* _Records shown_
--*--

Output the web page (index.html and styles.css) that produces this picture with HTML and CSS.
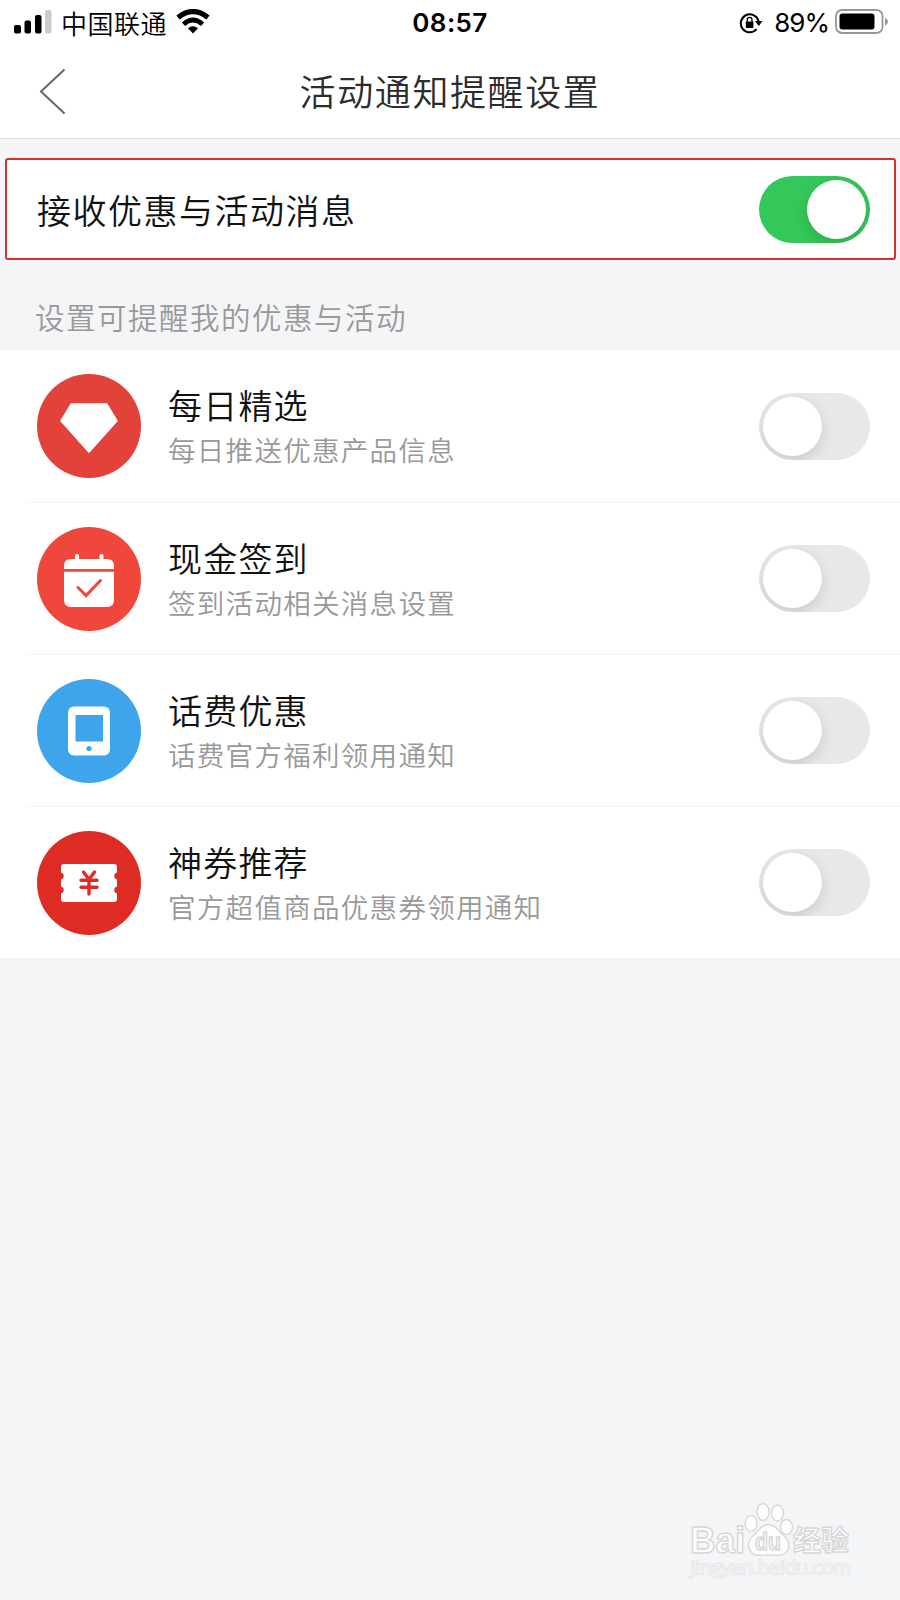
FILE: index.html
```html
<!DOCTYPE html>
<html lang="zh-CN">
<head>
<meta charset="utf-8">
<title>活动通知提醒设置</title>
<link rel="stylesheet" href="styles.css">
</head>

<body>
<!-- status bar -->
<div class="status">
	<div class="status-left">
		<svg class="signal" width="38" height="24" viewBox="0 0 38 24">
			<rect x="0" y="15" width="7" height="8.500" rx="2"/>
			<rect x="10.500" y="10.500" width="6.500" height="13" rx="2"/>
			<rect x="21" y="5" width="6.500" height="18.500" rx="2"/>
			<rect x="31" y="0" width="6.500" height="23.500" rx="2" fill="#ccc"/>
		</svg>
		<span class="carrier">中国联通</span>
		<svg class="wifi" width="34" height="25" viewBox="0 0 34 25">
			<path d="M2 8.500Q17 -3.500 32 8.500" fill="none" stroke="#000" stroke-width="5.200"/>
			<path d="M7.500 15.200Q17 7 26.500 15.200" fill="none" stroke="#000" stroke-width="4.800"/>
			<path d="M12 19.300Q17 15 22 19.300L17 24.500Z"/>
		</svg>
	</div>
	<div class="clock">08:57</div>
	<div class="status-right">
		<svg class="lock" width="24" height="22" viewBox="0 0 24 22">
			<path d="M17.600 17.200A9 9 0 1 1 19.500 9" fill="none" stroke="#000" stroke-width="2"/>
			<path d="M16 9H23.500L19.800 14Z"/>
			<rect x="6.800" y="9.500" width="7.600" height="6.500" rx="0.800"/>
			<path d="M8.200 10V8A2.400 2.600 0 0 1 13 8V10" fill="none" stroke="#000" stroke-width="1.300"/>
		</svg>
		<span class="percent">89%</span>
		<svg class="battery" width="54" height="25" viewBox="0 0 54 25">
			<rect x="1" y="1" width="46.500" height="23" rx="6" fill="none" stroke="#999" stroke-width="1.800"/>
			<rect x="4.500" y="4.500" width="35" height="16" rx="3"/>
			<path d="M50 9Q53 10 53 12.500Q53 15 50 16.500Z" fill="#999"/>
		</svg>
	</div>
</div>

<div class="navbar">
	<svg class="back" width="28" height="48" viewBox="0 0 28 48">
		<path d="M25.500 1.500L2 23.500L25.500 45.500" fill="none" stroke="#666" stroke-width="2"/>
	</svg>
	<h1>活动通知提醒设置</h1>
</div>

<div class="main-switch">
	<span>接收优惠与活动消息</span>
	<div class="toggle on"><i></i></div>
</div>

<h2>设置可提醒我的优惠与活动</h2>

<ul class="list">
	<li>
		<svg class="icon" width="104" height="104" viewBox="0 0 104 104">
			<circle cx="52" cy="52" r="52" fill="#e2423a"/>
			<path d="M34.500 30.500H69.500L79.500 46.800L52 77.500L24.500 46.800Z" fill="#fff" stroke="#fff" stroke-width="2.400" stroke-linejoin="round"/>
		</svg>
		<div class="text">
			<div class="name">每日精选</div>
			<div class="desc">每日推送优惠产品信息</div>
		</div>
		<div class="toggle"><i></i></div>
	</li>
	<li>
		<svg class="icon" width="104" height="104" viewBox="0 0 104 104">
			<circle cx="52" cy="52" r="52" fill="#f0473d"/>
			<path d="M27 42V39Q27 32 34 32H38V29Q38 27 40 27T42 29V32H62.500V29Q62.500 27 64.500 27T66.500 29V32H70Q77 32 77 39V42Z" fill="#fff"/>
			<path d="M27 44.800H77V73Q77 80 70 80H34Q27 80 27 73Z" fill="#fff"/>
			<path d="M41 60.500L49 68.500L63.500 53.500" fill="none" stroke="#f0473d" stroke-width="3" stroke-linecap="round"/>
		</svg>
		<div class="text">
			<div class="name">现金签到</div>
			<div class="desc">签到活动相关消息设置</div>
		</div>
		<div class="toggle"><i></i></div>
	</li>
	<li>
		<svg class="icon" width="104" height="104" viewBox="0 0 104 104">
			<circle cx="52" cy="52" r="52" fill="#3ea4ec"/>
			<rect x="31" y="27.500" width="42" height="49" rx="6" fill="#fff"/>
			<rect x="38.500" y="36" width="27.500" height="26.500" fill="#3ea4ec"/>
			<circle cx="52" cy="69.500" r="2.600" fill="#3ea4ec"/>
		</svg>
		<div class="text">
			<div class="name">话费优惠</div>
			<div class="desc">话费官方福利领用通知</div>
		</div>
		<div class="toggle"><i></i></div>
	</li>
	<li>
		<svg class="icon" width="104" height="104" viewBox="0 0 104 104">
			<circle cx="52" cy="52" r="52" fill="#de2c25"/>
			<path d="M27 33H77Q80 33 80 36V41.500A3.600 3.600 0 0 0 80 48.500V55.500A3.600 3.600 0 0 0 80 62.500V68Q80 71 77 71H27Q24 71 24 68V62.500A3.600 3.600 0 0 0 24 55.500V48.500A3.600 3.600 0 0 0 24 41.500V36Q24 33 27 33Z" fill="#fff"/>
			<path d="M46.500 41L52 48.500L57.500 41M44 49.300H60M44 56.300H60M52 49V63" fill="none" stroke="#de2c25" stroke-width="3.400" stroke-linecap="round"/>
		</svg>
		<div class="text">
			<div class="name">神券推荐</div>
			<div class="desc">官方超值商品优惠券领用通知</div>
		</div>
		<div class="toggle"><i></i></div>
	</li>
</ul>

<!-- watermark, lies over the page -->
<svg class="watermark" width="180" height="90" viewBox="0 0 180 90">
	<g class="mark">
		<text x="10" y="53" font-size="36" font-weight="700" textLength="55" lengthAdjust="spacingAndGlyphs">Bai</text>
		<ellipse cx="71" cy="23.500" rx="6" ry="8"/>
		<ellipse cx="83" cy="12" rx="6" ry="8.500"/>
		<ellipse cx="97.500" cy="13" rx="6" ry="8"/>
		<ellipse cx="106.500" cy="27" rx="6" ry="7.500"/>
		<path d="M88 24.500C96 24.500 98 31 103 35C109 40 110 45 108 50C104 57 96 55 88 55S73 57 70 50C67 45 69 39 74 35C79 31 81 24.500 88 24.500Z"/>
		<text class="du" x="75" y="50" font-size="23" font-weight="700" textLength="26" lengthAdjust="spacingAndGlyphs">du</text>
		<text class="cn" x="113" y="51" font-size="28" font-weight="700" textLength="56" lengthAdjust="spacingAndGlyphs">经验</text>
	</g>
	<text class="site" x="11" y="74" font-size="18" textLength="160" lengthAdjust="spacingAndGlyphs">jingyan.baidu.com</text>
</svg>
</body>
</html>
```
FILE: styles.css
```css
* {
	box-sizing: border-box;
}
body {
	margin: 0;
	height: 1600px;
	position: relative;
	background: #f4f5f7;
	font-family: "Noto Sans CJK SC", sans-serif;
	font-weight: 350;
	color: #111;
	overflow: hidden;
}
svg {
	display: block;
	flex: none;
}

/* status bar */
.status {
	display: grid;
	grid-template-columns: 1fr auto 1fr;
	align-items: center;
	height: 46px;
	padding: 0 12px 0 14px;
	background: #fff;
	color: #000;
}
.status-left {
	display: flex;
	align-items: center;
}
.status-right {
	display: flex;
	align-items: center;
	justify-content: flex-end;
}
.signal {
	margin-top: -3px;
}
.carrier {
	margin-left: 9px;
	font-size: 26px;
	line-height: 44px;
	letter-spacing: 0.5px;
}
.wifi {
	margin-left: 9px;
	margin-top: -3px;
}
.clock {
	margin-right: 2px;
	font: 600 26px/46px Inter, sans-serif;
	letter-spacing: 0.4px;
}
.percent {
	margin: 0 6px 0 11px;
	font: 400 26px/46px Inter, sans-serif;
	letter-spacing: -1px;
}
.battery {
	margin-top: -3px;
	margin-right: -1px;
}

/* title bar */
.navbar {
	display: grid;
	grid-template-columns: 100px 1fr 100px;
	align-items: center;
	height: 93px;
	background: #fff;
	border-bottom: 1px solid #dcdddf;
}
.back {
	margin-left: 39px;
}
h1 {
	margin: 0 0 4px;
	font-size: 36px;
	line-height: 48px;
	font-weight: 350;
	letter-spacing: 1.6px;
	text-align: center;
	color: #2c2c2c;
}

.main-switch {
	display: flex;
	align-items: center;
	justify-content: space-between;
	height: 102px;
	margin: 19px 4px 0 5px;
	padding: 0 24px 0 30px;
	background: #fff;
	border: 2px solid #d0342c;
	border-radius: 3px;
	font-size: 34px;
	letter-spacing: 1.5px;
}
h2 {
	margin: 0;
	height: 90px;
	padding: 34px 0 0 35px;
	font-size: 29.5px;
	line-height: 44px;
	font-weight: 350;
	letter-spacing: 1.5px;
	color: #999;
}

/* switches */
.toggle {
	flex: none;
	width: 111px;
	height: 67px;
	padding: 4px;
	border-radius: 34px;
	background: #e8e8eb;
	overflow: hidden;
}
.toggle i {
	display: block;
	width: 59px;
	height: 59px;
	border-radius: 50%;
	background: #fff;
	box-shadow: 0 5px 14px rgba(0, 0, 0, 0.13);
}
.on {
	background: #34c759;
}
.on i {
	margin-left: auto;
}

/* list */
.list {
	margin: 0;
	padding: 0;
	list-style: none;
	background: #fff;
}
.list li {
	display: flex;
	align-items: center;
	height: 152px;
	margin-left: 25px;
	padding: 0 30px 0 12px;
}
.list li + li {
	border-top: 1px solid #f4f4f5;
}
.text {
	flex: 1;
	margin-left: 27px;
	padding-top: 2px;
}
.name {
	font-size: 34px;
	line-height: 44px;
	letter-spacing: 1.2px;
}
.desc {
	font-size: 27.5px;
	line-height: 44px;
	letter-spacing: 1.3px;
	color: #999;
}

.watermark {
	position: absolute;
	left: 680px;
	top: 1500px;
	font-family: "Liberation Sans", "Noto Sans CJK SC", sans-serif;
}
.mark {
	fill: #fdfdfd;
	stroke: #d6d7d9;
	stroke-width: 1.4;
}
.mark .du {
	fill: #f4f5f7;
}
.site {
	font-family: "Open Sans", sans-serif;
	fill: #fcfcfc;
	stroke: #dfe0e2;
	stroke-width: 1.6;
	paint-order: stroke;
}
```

--*--

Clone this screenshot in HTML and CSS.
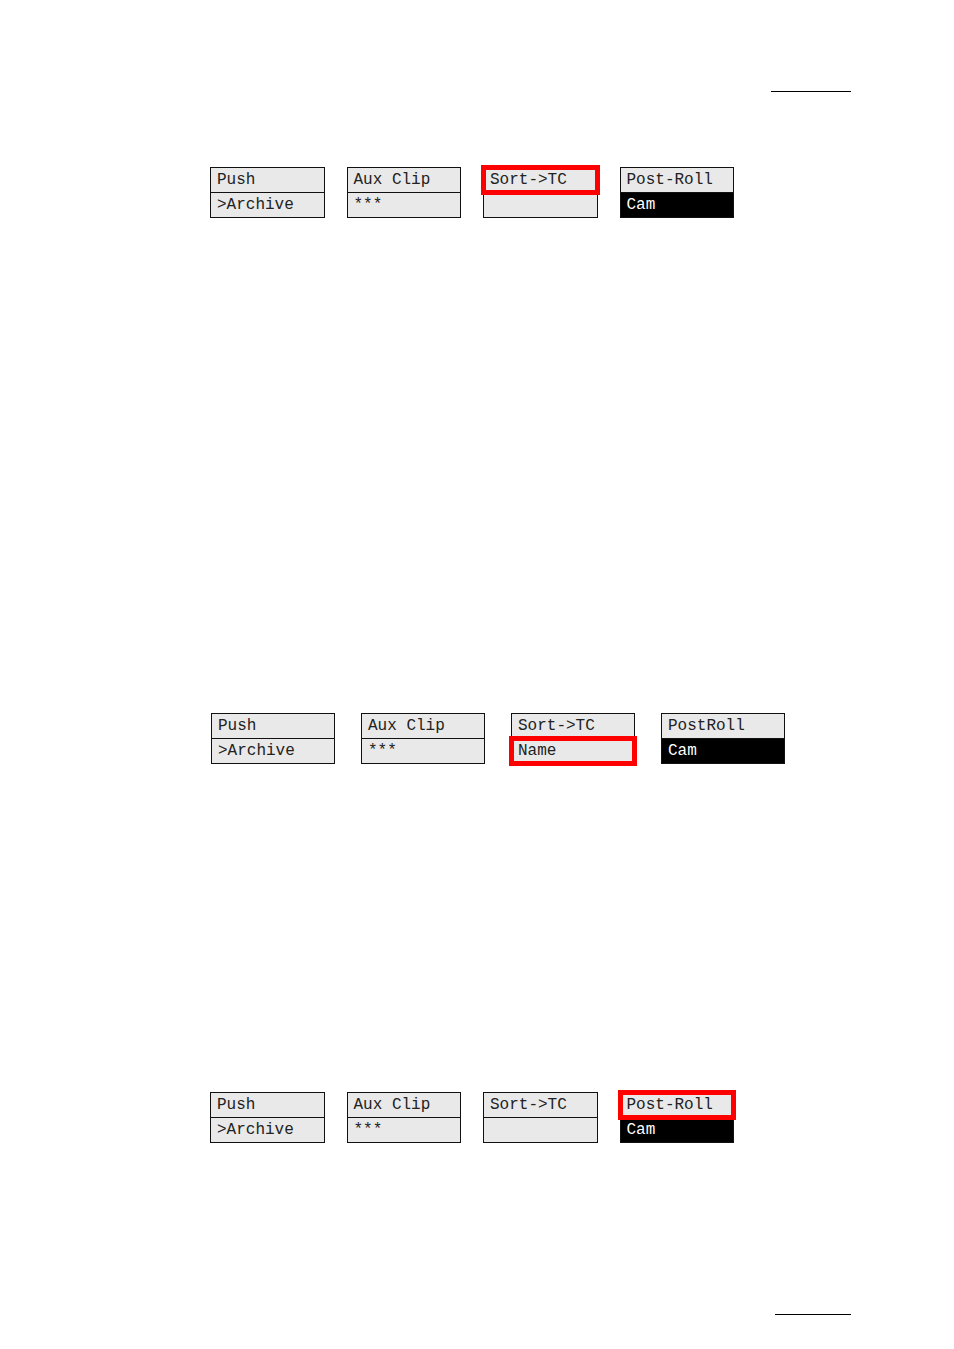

--*--

* _Challenge_
State only the number of lines in these entries that contain "this".

* _Solution to the problem_
2